Lithuanian MP Gražulis Avoids Prosecution
On 8 October 2013 the Lithuanian Parliament defended one of its own. Lithuania’s self-appointed family values defender and leading homophobe Petras Gražulis will not have to face legal charges for attempting to disrupt the Baltic Pride March for Equality in July, 2013. A resolution introduced in the Seimas to strip Mr. Gražulis of his parliamentary immunity failed to receive the necessary 71 votes. A committee of parliamentary members established to review Gražulis’ actions at the Pride rally had narrowly voted in favor of recommending the lifting of parliamentary immunity to permit legal proceedings to go forward.
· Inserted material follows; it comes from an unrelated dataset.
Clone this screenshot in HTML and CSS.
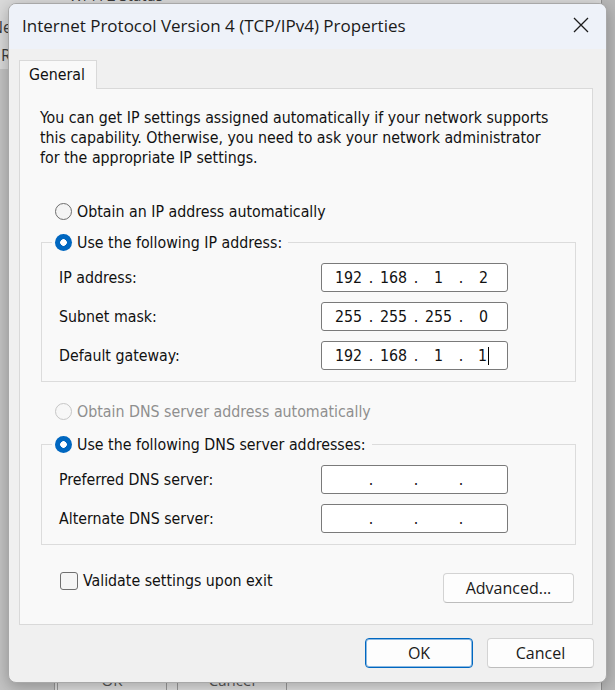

According to charges filed by the Prosecutor General, who requested the lifting of immunity, Gražulis failed to heed police instructions not to approach Pride participants and, when denied access, forced his way through police lines.
Before Tuesday’s vote, Gražulis said: “I’m happy with the position I took, and I hold to it. I took a principled stance to defend the values enshrined in our Constitution, and I won’t act any differently in the future.” Mr. Gražulis, who is known for his long-winded speeches in defense of various causes, was heckled by his colleagues from the floor as well as in their formal speeches before the vote.
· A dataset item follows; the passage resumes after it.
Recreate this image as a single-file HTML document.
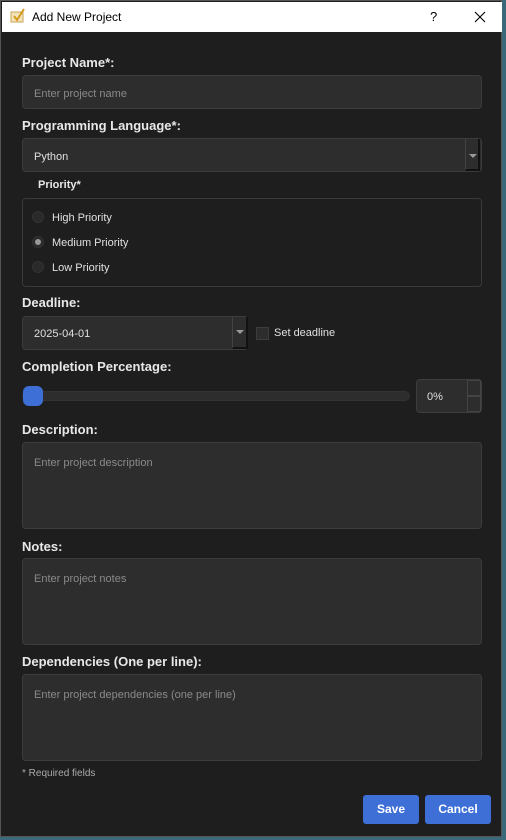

Liberal leader Eligijus Masiulis, whose party is the only political group to come out openly in favor of providing legalization of same-sex relationships, speculated that it was Gražulis himself who benefitted most from the Baltic Pride. “If we asked the question: who in Lithuania looks forward the most to the homosexual parade, then I would have to unequivocally answer: Petras Gražulis. This is not the first year he’s consistently done so, preparing himself in advance for the march.”
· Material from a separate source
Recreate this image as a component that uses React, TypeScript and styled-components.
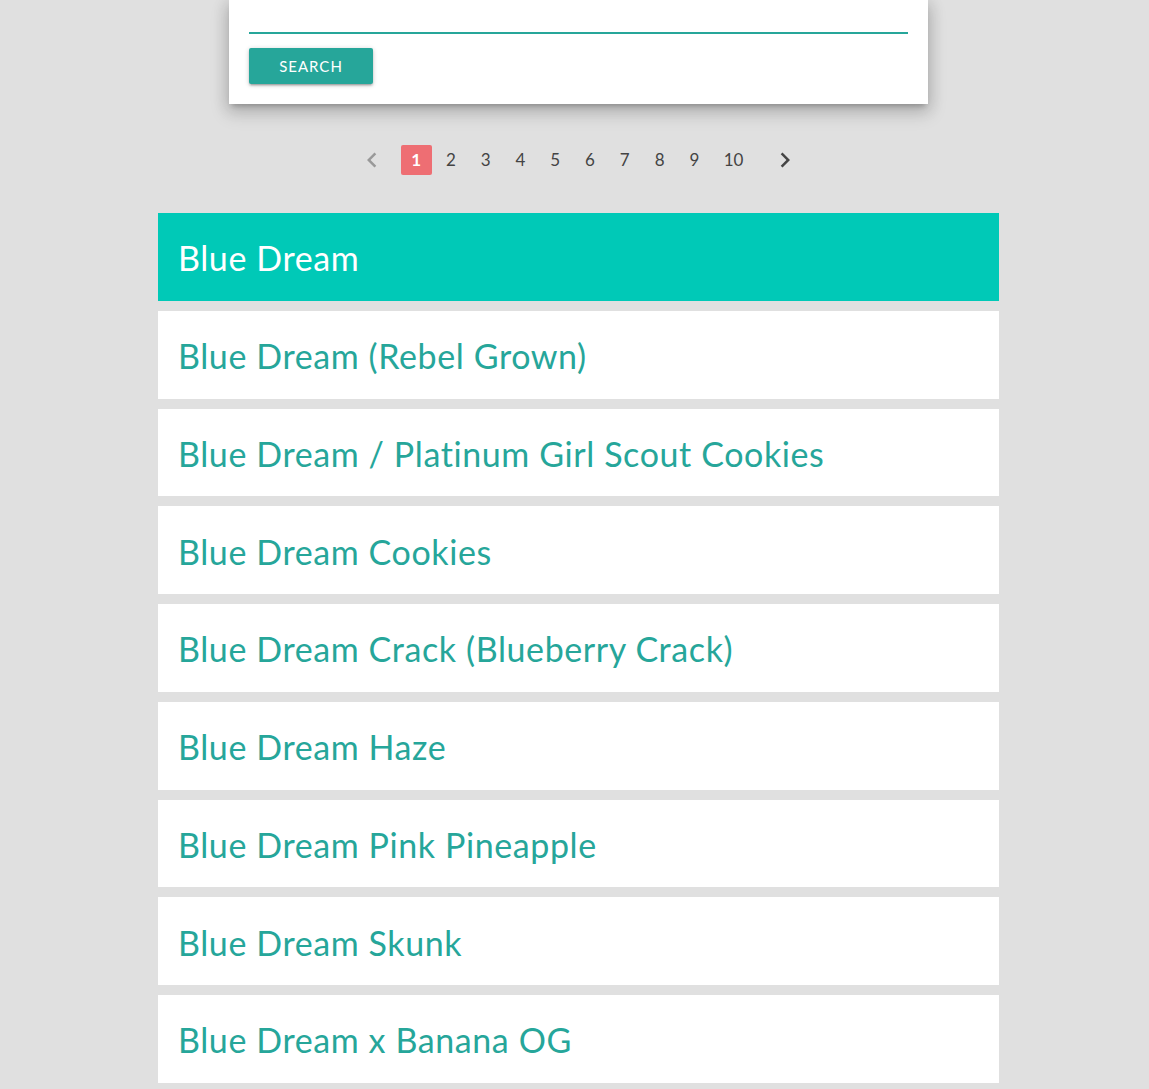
import React from "react";
import styled, { createGlobalStyle } from "styled-components";

const Global = createGlobalStyle`
  html, body { margin: 0; padding: 0; background: #e0e0e0; }
  body { font-family: "Lato", "Noto Sans", sans-serif; overflow: hidden; }
`;

const Page = styled.div`
  padding-left: 8px;
  display: flex;
  flex-direction: column;
  align-items: center;
  min-height: 1089px;
`;

const Card = styled.div`
  width: 699px;
  box-sizing: border-box;
  background: #fff;
  padding: 0 20px 20px;
  box-shadow: 0 8px 17px 2px rgba(0,0,0,.14), 0 3px 14px 2px rgba(0,0,0,.12), 0 5px 5px -3px rgba(0,0,0,.2);
`;

const Input = styled.input`
  display: block;
  width: 100%;
  box-sizing: border-box;
  height: 34px;
  border: none;
  border-bottom: 2px solid #26a69a;
  outline: none;
  background: transparent;
  font: inherit;
  margin: 0 0 14px;
  padding: 0;
`;

const Button = styled.button`
  width: 124px;
  height: 36px;
  border: none;
  border-radius: 2px;
  background: #26a69a;
  color: #fff;
  font-family: "Lato", sans-serif;
  font-size: 15px;
  font-weight: 400;
  letter-spacing: 1px;
  text-transform: uppercase;
  padding: 0;
  box-shadow: 0 2px 2px 0 rgba(0,0,0,.14), 0 3px 1px -2px rgba(0,0,0,.12), 0 1px 5px 0 rgba(0,0,0,.2);
  cursor: pointer;
`;

const Pager = styled.ul`
  list-style: none;
  display: flex;
  align-items: center;
  margin: 41px 0 38px;
  padding: 0;
  height: 30px;
`;

const PageItem = styled.li<{ $active?: boolean }>`
  height: 30px;
  line-height: 30px;
  padding: 0 10px;
  margin: 0 1.9px;
  min-width: 11px;
  text-align: center;
  border-radius: 2px;
  font-size: 17px;
  font-weight: ${p => (p.$active ? 700 : 400)};
  color: ${p => (p.$active ? "#fff" : "#444")};
  background: ${p => (p.$active ? "#ee6e73" : "transparent")};
`;

const Arrow = styled.li<{ $disabled?: boolean }>`
  width: 30px;
  height: 30px;
  display: flex;
  align-items: center;
  justify-content: center;
  margin: ${p => (p.$disabled ? "0 12px" : "0 12px 0 15px")};
  color: ${p => (p.$disabled ? "#999" : "#444")};
`;

const List = styled.div`
  width: 841px;
  display: flex;
  flex-direction: column;
  gap: 10px;
`;

const Item = styled.div<{ $active?: boolean }>`
  height: 87.75px;
  box-sizing: border-box;
  display: flex;
  align-items: center;
  padding: 2px 20px 0;
  background: ${p => (p.$active ? "#00c9b7" : "#fff")};
  color: ${p => (p.$active ? "#fff" : "#26a69a")};
  font-family: "Lato", "Noto Sans", sans-serif;
  font-size: 34px;
  letter-spacing: 0.6px;
  white-space: nowrap;
`;

const Chevron = ({ dir }: { dir: "left" | "right" }) => (
  <svg width="30" height="30" viewBox="0 0 24 24" fill="currentColor">
    {dir === "left" ? (
      <path d="M15.41 7.41 14 6l-6 6 6 6 1.41-1.41L10.83 12z" />
    ) : (
      <path d="M10 6 8.59 7.41 13.17 12l-4.58 4.59L10 18l6-6z" />
    )}
  </svg>
);

const strains = [
  "Blue Dream",
  "Blue Dream (Rebel Grown)",
  "Blue Dream / Platinum Girl Scout Cookies",
  "Blue Dream Cookies",
  "Blue Dream Crack (Blueberry Crack)",
  "Blue Dream Haze",
  "Blue Dream Pink Pineapple",
  "Blue Dream Skunk",
  "Blue Dream x Banana OG",
];

export default function App() {
  return (
    <>
      <Global />
      <Page>
        <Card>
          <Input />
          <Button>Search</Button>
        </Card>
        <Pager>
          <Arrow $disabled><Chevron dir="left" /></Arrow>
          {[1, 2, 3, 4, 5, 6, 7, 8, 9, 10].map(n => (
            <PageItem key={n} $active={n === 1}>{n}</PageItem>
          ))}
          <Arrow><Chevron dir="right" /></Arrow>
        </Pager>
        <List>
          {strains.map((s, i) => (
            <Item key={s} $active={i === 0}>{s}</Item>
          ))}
        </List>
      </Page>
    </>
  );
}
Former parliamentary speaker and frequent opponent of granting legal protection to LGBT individuals Irena Degutienė said that, despite her own personal views, she viewed Gražulis’ actions as demanding a response, saying that “If he wasn’t a Member of Parliament, and there was such an assault against the police, we would call it what it is: an act of a hooligan which requires punishment.”
Gražulis has sponsored several anti-LGBT measures in Parliament including, most recently, a call for the easing of sanctions protecting homosexuals from “critical remarks.”
The lifting of parliamentary immunity requires 71 votes, or a simple majority, of the Seimas. The measure against Mr. Gražulis was supported by only 59 members, with 36 members voting against and 5 abstaining.